Authentication & Authorization
Managing access and permissions for your Cosmos DB resources.
Master Key Rotation
Problem: Need to rotate primary or secondary master keys for security compliance.
Solution:
- Go to your Cosmos DB account in the Azure portal.
- Navigate to "Keys" under "Settings."
- Click "Regenerate primary key" or "Regenerate secondary key."
- Update your application's connection string with the new key. It's recommended to update the application with the new secondary key first, then rotate the primary key later to avoid downtime.
Resource Tokens
Problem: Securely granting limited access to specific resources for client-side applications without exposing master keys.
Solution:
- Use the Cosmos DB server-side SDK in your backend to generate resource tokens for specific users or entities.
- These tokens grant read/write or read-only access to a specific container or even documents.
- Manage token generation and expiry carefully in your backend application.
Replication & Consistency
Understanding and troubleshooting data replication and consistency models.
Failover Operations
Problem: Unexpected failovers or ensuring data availability during regional outages.
Solution:
- Multi-Region Writes: Enable multi-region writes for automatic failover if one region becomes unavailable.

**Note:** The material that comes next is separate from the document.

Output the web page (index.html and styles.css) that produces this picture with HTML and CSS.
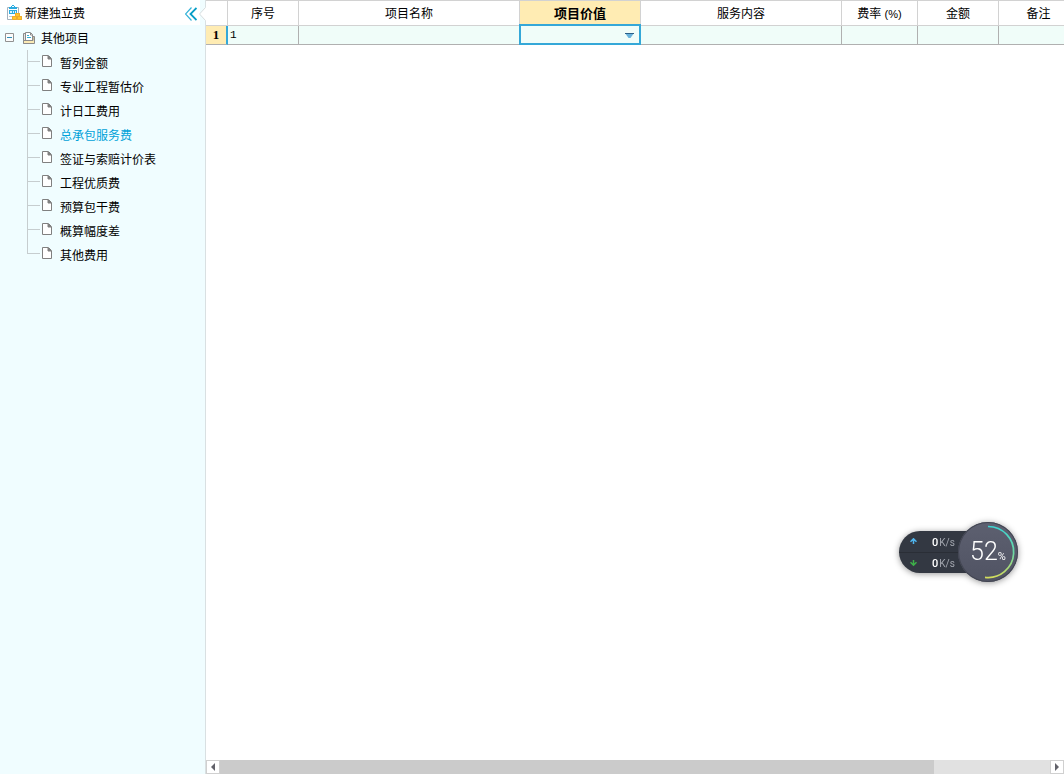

- Read Regions: Configure your application to read from the nearest available region.
- Application Logic: Design your application to handle transient network errors and potentially retry operations against different regions if primary region access fails.
Consistency Level Issues
Problem: Seeing stale data or experiencing unexpected data consistency behavior.
Solution:
- Understand Models: Be aware of the different consistency levels (Strong, Bounded Staleness, Session, Consistent Prefix, Eventual) and their trade-offs between consistency, availability, and latency.
- Session Consistency: This is the default and generally recommended. It ensures that within a single client session, reads will always see writes from that session.
- Testing: If you suspect consistency issues, explicitly set the consistency level in your SDK configuration and test thoroughly.